> Aim: Copy the data exactly; pictures stay out of the copy.

> Given records:
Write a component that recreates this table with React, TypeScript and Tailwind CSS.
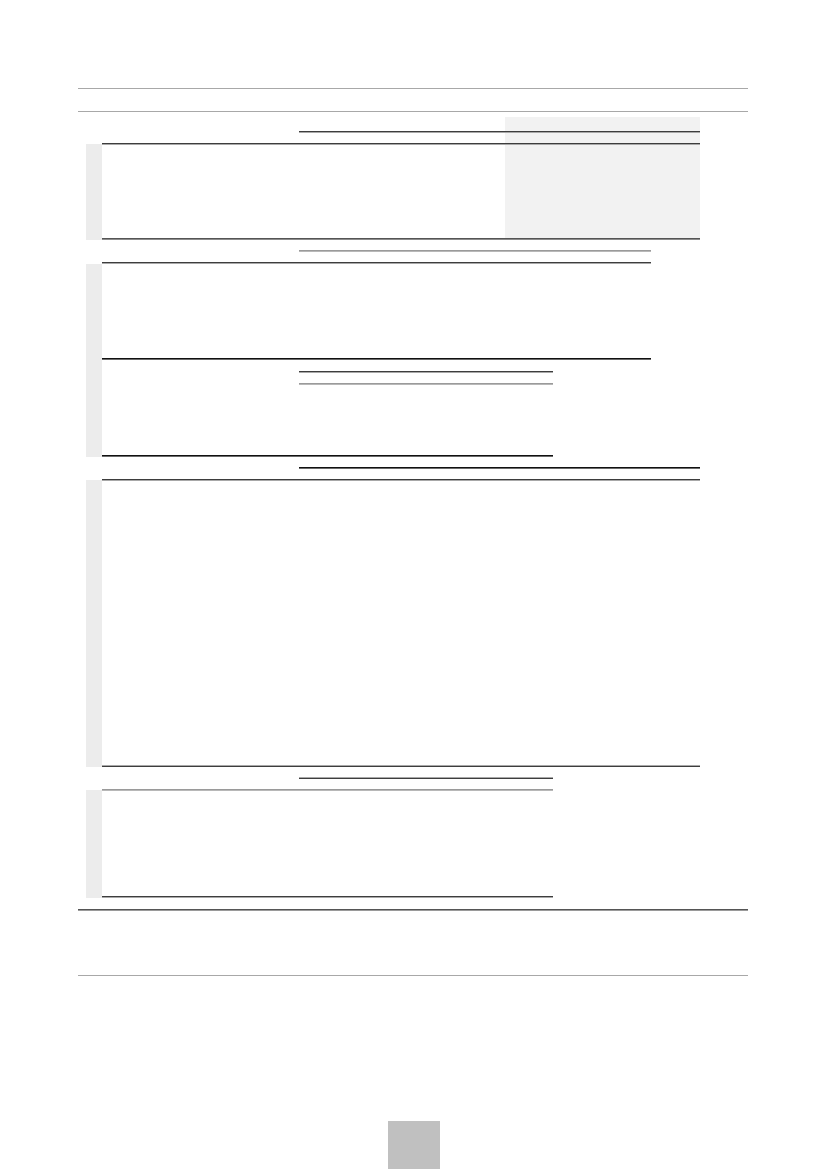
import React from 'react';
import clsx from 'clsx';

type Tone = 'a' | 'b' | 'c' | 'd' | 'g';

const toneClasses: Record<Tone, [string, string]> = {
  a: ['bg-[#3d3d3d]', 'bg-[#a8a8a8]'],
  b: ['bg-[#a8a8a8]', 'bg-[#3d3d3d]'],
  c: ['bg-[#111111]', 'bg-[#6a6a6a]'],
  d: ['bg-[#555555]', 'bg-[#8c8c8c]'],
  g: ['bg-[#9a9a9a]', 'bg-[#b8b8b8]'],
};

// two pixel table rule
const Rule2: React.FC<{ tone: Tone; className?: string }> = ({ tone, className }) => {
  const [top, bottom] = toneClasses[tone];
  return (
    <div className={className}>
      <div className={clsx('h-px', top)} />
      <div className={clsx('h-px', bottom)} />
    </div>
  );
};

interface Head {
  tone: Tone;
  short: boolean;
}

interface TableSpec {
  gap: string;
  heads: Head[];
  body: string;
  bottom: Tone;
  width: string;
  strip: string;
  shade?: boolean;
}

const tables: TableSpec[] = [
  {
    gap: 'h-[14px]',
    heads: [
      { tone: 'a', short: true },
      { tone: 'a', short: false },
    ],
    body: 'h-[93px]',
    bottom: 'd',
    width: 'w-[403px]',
    strip: 'h-[27px]',
    shade: true,
  },
  {
    gap: 'h-[10px]',
    heads: [
      { tone: 'g', short: true },
      { tone: 'a', short: false },
    ],
    body: 'h-[94px]',
    bottom: 'c',
    width: 'w-[549px]',
    strip: 'h-[24px]',
  },
  {
    gap: 'h-[11px]',
    heads: [
      { tone: 'a', short: true },
      { tone: 'g', short: true },
    ],
    body: 'h-[70px]',
    bottom: 'c',
    width: 'w-[451px]',
    strip: 'h-0',
  },
  {
    gap: 'h-[10px]',
    heads: [
      { tone: 'c', short: true },
      { tone: 'a', short: false },
    ],
    body: 'h-[284px]',
    bottom: 'b',
    width: 'w-[598px]',
    strip: 'h-[23px]',
  },
  {
    gap: 'h-[10px]',
    heads: [
      { tone: 'b', short: true },
      { tone: 'g', short: false },
    ],
    body: 'h-[105px]',
    bottom: 'a',
    width: 'w-[451px]',
    strip: 'h-[23px]',
  },
];

const Segment: React.FC<{ spec: TableSpec; inset: boolean; className?: string }> = ({ spec, inset, className }) => (
  <div className={clsx('flex flex-col', className)}>
    <div className={spec.gap} />
    {spec.heads.map((h, i) => (
      <React.Fragment key={i}>
        {i > 0 && <div className="h-[10px]" />}
        <Rule2 tone={h.tone} className={h.short && inset ? 'ml-[197px]' : undefined} />
      </React.Fragment>
    ))}
    <div className={spec.body} />
    <Rule2 tone={spec.bottom} />
  </div>
);

const Table: React.FC<{ spec: TableSpec }> = ({ spec }) => (
  <div className="flex">
    <div className="flex w-[16px] flex-col">
      <div className={spec.strip} />
      <div className="flex-1 bg-[#ececec]" />
    </div>
    <div className="flex">
      <Segment spec={spec} inset className={spec.width} />
      {spec.shade && <Segment spec={spec} inset={false} className="w-[195px] bg-[#f2f2f2]" />}
    </div>
  </div>
);

export default function App() {
  return (
    <div className="flex h-[1169px] w-[827px] flex-col overflow-hidden bg-white font-['Liberation_Sans',sans-serif]">
      <div className="ml-[78px] mr-[79px] pt-[88px]">
        <div className="h-px bg-[#a8a8a8]" />
        <div className="h-[22px]" />
        <div className="h-px bg-[#a8a8a8]" />

        <div className="mt-[5px] pl-[8px]">
          {tables.map((t, i) => (
            <Table key={i} spec={t} />
          ))}
        </div>

        <div className="mt-[11px] h-px bg-[#555555]" />
        <div className="h-px bg-[#9a9a9a]" />
        <div className="h-[64px]" />
        <div className="h-px bg-[#a8a8a8]" />
      </div>

      <div className="mt-auto flex justify-center">
        <div className="h-[48px] w-[52px] bg-[#c0c0c0]" />
      </div>
    </div>
  );
}
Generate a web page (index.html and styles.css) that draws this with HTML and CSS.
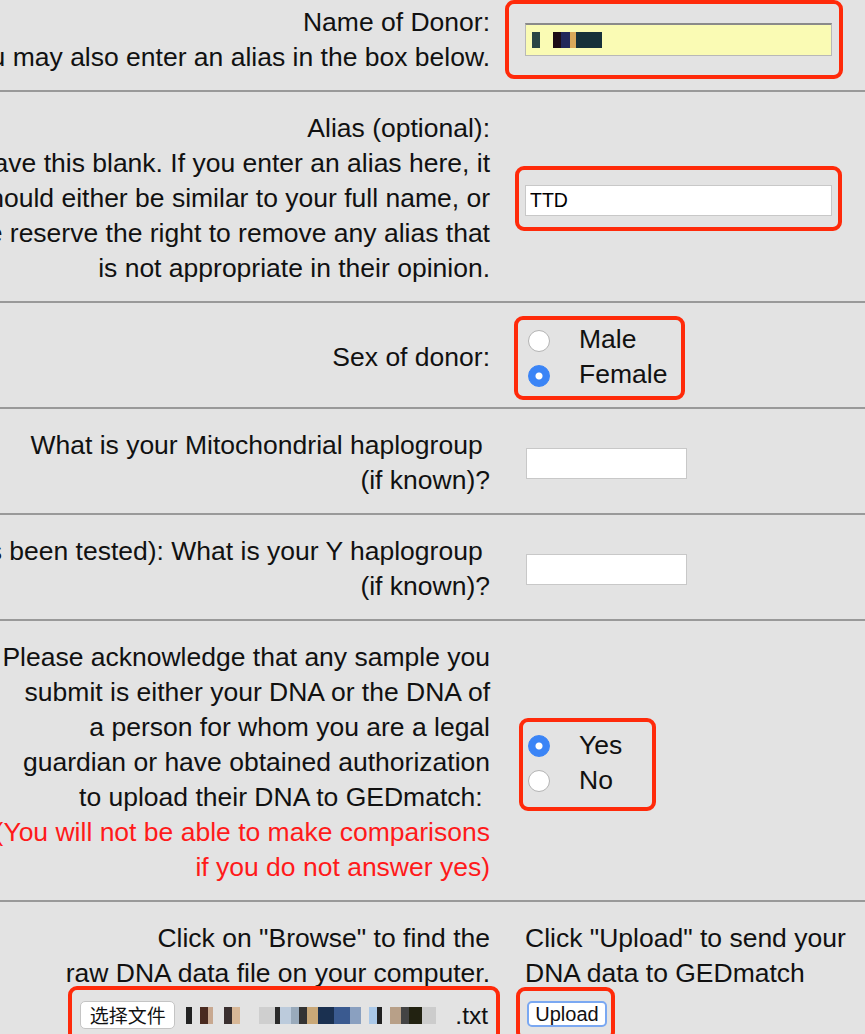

> Answer to this task:
Write a component that recreates this table with React, TypeScript and Tailwind CSS.
import React from 'react';
import clsx from 'clsx';

type Tone = 'a' | 'b' | 'c' | 'd' | 'g';

const toneClasses: Record<Tone, [string, string]> = {
  a: ['bg-[#3d3d3d]', 'bg-[#a8a8a8]'],
  b: ['bg-[#a8a8a8]', 'bg-[#3d3d3d]'],
  c: ['bg-[#111111]', 'bg-[#6a6a6a]'],
  d: ['bg-[#555555]', 'bg-[#8c8c8c]'],
  g: ['bg-[#9a9a9a]', 'bg-[#b8b8b8]'],
};

// two pixel table rule
const Rule2: React.FC<{ tone: Tone; className?: string }> = ({ tone, className }) => {
  const [top, bottom] = toneClasses[tone];
  return (
    <div className={className}>
      <div className={clsx('h-px', top)} />
      <div className={clsx('h-px', bottom)} />
    </div>
  );
};

interface Head {
  tone: Tone;
  short: boolean;
}

interface TableSpec {
  gap: string;
  heads: Head[];
  body: string;
  bottom: Tone;
  width: string;
  strip: string;
  shade?: boolean;
}

const tables: TableSpec[] = [
  {
    gap: 'h-[14px]',
    heads: [
      { tone: 'a', short: true },
      { tone: 'a', short: false },
    ],
    body: 'h-[93px]',
    bottom: 'd',
    width: 'w-[403px]',
    strip: 'h-[27px]',
    shade: true,
  },
  {
    gap: 'h-[10px]',
    heads: [
      { tone: 'g', short: true },
      { tone: 'a', short: false },
    ],
    body: 'h-[94px]',
    bottom: 'c',
    width: 'w-[549px]',
    strip: 'h-[24px]',
  },
  {
    gap: 'h-[11px]',
    heads: [
      { tone: 'a', short: true },
      { tone: 'g', short: true },
    ],
    body: 'h-[70px]',
    bottom: 'c',
    width: 'w-[451px]',
    strip: 'h-0',
  },
  {
    gap: 'h-[10px]',
    heads: [
      { tone: 'c', short: true },
      { tone: 'a', short: false },
    ],
    body: 'h-[284px]',
    bottom: 'b',
    width: 'w-[598px]',
    strip: 'h-[23px]',
  },
  {
    gap: 'h-[10px]',
    heads: [
      { tone: 'b', short: true },
      { tone: 'g', short: false },
    ],
    body: 'h-[105px]',
    bottom: 'a',
    width: 'w-[451px]',
    strip: 'h-[23px]',
  },
];

const Segment: React.FC<{ spec: TableSpec; inset: boolean; className?: string }> = ({ spec, inset, className }) => (
  <div className={clsx('flex flex-col', className)}>
    <div className={spec.gap} />
    {spec.heads.map((h, i) => (
      <React.Fragment key={i}>
        {i > 0 && <div className="h-[10px]" />}
        <Rule2 tone={h.tone} className={h.short && inset ? 'ml-[197px]' : undefined} />
      </React.Fragment>
    ))}
    <div className={spec.body} />
    <Rule2 tone={spec.bottom} />
  </div>
);

const Table: React.FC<{ spec: TableSpec }> = ({ spec }) => (
  <div className="flex">
    <div className="flex w-[16px] flex-col">
      <div className={spec.strip} />
      <div className="flex-1 bg-[#ececec]" />
    </div>
    <div className="flex">
      <Segment spec={spec} inset className={spec.width} />
      {spec.shade && <Segment spec={spec} inset={false} className="w-[195px] bg-[#f2f2f2]" />}
    </div>
  </div>
);

export default function App() {
  return (
    <div className="flex h-[1169px] w-[827px] flex-col overflow-hidden bg-white font-['Liberation_Sans',sans-serif]">
      <div className="ml-[78px] mr-[79px] pt-[88px]">
        <div className="h-px bg-[#a8a8a8]" />
        <div className="h-[22px]" />
        <div className="h-px bg-[#a8a8a8]" />

        <div className="mt-[5px] pl-[8px]">
          {tables.map((t, i) => (
            <Table key={i} spec={t} />
          ))}
        </div>

        <div className="mt-[11px] h-px bg-[#555555]" />
        <div className="h-px bg-[#9a9a9a]" />
        <div className="h-[64px]" />
        <div className="h-px bg-[#a8a8a8]" />
      </div>

      <div className="mt-auto flex justify-center">
        <div className="h-[48px] w-[52px] bg-[#c0c0c0]" />
      </div>
    </div>
  );
}
Generate a web page (index.html and styles.css) that draws this with HTML and CSS.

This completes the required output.